Peas with Horseradish

I have been rooting through the fridge, making sure that I use all of the lovely vegetables I buy at the farmer’s market. When I discovered a bag of sugar snap peas I knew that I would combine them with the Japanese radishes to make this dish, another entry from Momofuku. The inspiration for the dish came from the wasabi peas snack:

I’m spacing out while staring at these wasabi peas, which people love, and I don’t get. They’re just dried peas covered in horseradish oil applied with some kind of space-age polymer. So I get to thinking: fresh horseradish is a great ingredient, it has a great flavor. (It’s also cheap and lasts forever.) That was it: peas with horseradish. Done. We made it and added radishes for crunch and texture and color.

It looked easy, I had all the ingredients, so it was time to cook. I prepped a pound of the peas by pulling off the strings, sliced three radishes into paper-thin discs on a mandoline, grated a quarter cup of fresh horseradish, measured out a half cup of ramen broth, three tablespoons of butter, and a tablespoon of light soy sauce.

I brought the broth to a boil in a skillet over high heat. The recipe calls for a cup of broth that is reduced by half in the pan, but since I concentrated my ramen broth to double strength for storage, all I had to do was heat it. While the broth cooked, I tossed the radish slices with a pinch of salt.
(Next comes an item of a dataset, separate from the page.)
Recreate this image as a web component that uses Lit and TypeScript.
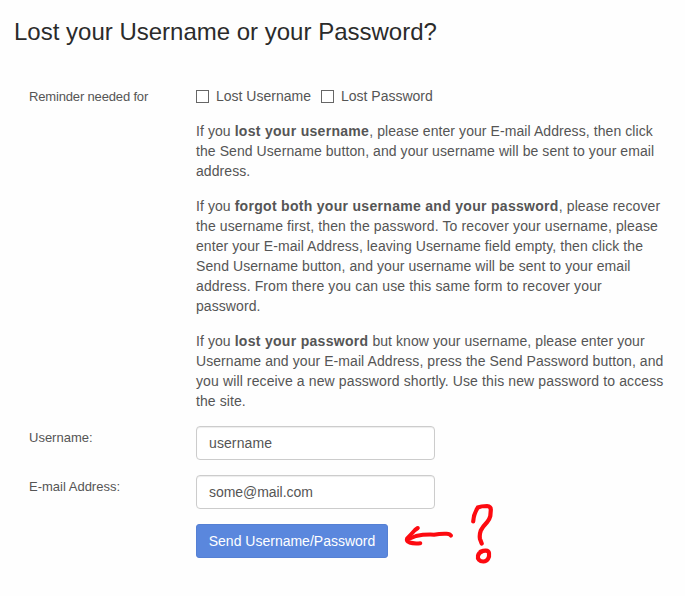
import { LitElement, html, css } from "lit";
import { customElement, state } from "lit/decorators.js";

@customElement("red-note")
class RedNote extends LitElement {
  static styles = css`
    :host { display: block; width: 100px; height: 72px; pointer-events: none; }
    svg { display: block; }
    path { fill: none; stroke: #fd0a10; stroke-linecap: round; stroke-linejoin: round; }
    .arrow { stroke-width: 4; }
    .mark { stroke-width: 4.2; }
  `;

  render() {
    return html`
      <svg width="100" height="72" viewBox="400 498 100 72" aria-hidden="true">
        <path class="arrow" d="M451 535.600Q450 534 446.500 533.800Q440 533.600 434 534.700Q424 534.300 416 536L407.500 539.500" />
        <path class="arrow" d="M417.800 528L415 530Q410.500 535 407 538.700Q406 541 409.500 542.500Q413.500 543.800 420.300 543.200" />
        <path class="mark" d="M473.200 521.500Q473.500 514.500 477.800 507.500Q481 506 487 506Q491 506.300 490.800 510L490.300 516Q489.500 519.500 487 522.300Q482.500 527 480.800 530.500Q479.200 535 480 539L481.700 543.500" />
        <path class="mark" d="M480.500 551.800C484 550.300 488.500 549.800 489 553C489.700 557.500 487.500 561.300 483.500 561.500C479.500 561.600 477.300 559 478 555.800Q478.700 552.500 482.500 551.300" />
      </svg>
    `;
  }
}

@customElement("app-root")
class AppRoot extends LitElement {
  @state() username = "username";
  @state() email = "some@mail.com";

  static styles = css`
    :host {
      display: block;
      box-sizing: border-box;
      height: 596px;
      padding: 16px 14px 0;
      overflow: hidden;
      background: #fefefe;
      color: #555;
      font: 14px/20px "Liberation Sans", Arial, sans-serif;
    }
    h1 { margin: 0 0 38px; font-size: 24px; line-height: 32px; font-weight: 400; color: #2b2b2b; white-space: nowrap; }
    form { display: flex; flex-direction: column; gap: 15px; margin-left: 15px; }
    .row { display: grid; grid-template-columns: 167px 1fr; }
    .label { font-size: 13px; line-height: 20px; }
    .group-label { padding-top: 1px; letter-spacing: -0.16px; }
    .field-label { padding-top: 2px; }
    .checks { display: flex; gap: 10px; }
    .check { display: flex; align-items: center; gap: 7px; white-space: nowrap; }
    .check input { appearance: none; box-sizing: border-box; width: 13px; height: 13px; margin: 1px 0 0; border: 1px solid #666; background: #fff; }
    .check input:checked { background: #5a87dd; }
    p { margin: 15px 0 0; white-space: nowrap; letter-spacing: 0.075px; }
    b { letter-spacing: 0.3px; }
    .loose { letter-spacing: 0.12px; }
    .text {
      box-sizing: border-box; width: 239px; height: 34px; margin: 0; padding: 0 12px;
      border: 1px solid #ccc; border-radius: 4px; background: #fff;
      box-shadow: inset 0 1px 1px rgba(0, 0, 0, 0.075);
      color: #555; font: inherit; letter-spacing: 0.1px;
    }
    #email { letter-spacing: -0.05px; }
    .actions { position: relative; grid-column: 2; }
    .submit {
      display: block; box-sizing: border-box; width: 192px; height: 34px; padding: 0;
      border: 1px solid #5580d4; border-radius: 3px; background: #5a87dd;
      color: #fff; font: inherit; white-space: nowrap;
    }
    red-note { position: absolute; left: 204px; top: -26px; }
  `;

  render() {
    return html`
      <h1>Lost your Username or your Password?</h1>
      <form @submit=${(e: Event) => e.preventDefault()}>
        <div class="row">
          <span class="label group-label">Reminder needed for</span>
          <div>
            <div class="checks">
              <label class="check"><input type="checkbox" />Lost Username</label>
              <label class="check"><input type="checkbox" />Lost Password</label>
            </div>
            <p>If you <b>lost your username</b>, please enter your E-mail Address, then click<br />the Send Username button, and your username will be sent to your email<br />address.</p>
            <p>If you <b>forgot both your username and your password</b><span class="loose">, please recover<br />the username first, then the password. To recover your username, please</span><br />enter your E-mail Address, leaving Username field empty, then click the<br />Send Username button, and your username will be sent to your email<br /><span class="loose">address. From there you can use this same form to recover your</span><br />password.</p>
            <p>If you <b>lost your password</b> but know your username, please enter your<br />Username and your E-mail Address, press the Send Password button, and<br /><span class="loose">you will receive a new password shortly. Use this new password to access</span><br />the site.</p>
          </div>
        </div>
        <div class="row">
          <label class="label field-label" for="username">Username:</label>
          <input class="text" id="username" type="text" .value=${this.username} />
        </div>
        <div class="row">
          <label class="label field-label" for="email">E-mail Address:</label>
          <input class="text" id="email" type="text" .value=${this.email} />
        </div>
        <div class="row">
          <div class="actions">
            <button class="submit">Send Username/Password</button>
            <red-note></red-note>
          </div>
        </div>
      </form>
    `;
  }
}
I added the peas and stirred frequently until they were bright green, about three minutes. I added the soy, turned the heat down to medium, added the butter, and spooned the pan juices over the peas until they were glazed.

I added the radishes and a few grinds of black pepper, gave everything a stir, spooned into bowls, and scattered the horseradish over the peas.

The peas had all of the tastes and textures of their snack food equivalent: sweet, salty, and crunchy, with the sinus-clearing bite of horseradish. The real surprise, however, was the sauce: the reduction of soy, broth, and butter added unexpected depth to the dish. I plan on using that reduction for other vegetables, in particular the batch of broad beans in the fridge. The radishes lost their color but not their crunch in the quick stir, so the next time I’ll add them to the peas during plating.

If these last few recipes haven’t convinced you to make some ramen broth, I urge you to do so. It’s become an indispensable ingredient in my fridge, rapidly replacing the omnipresent chicken stock in many of my standard recipes.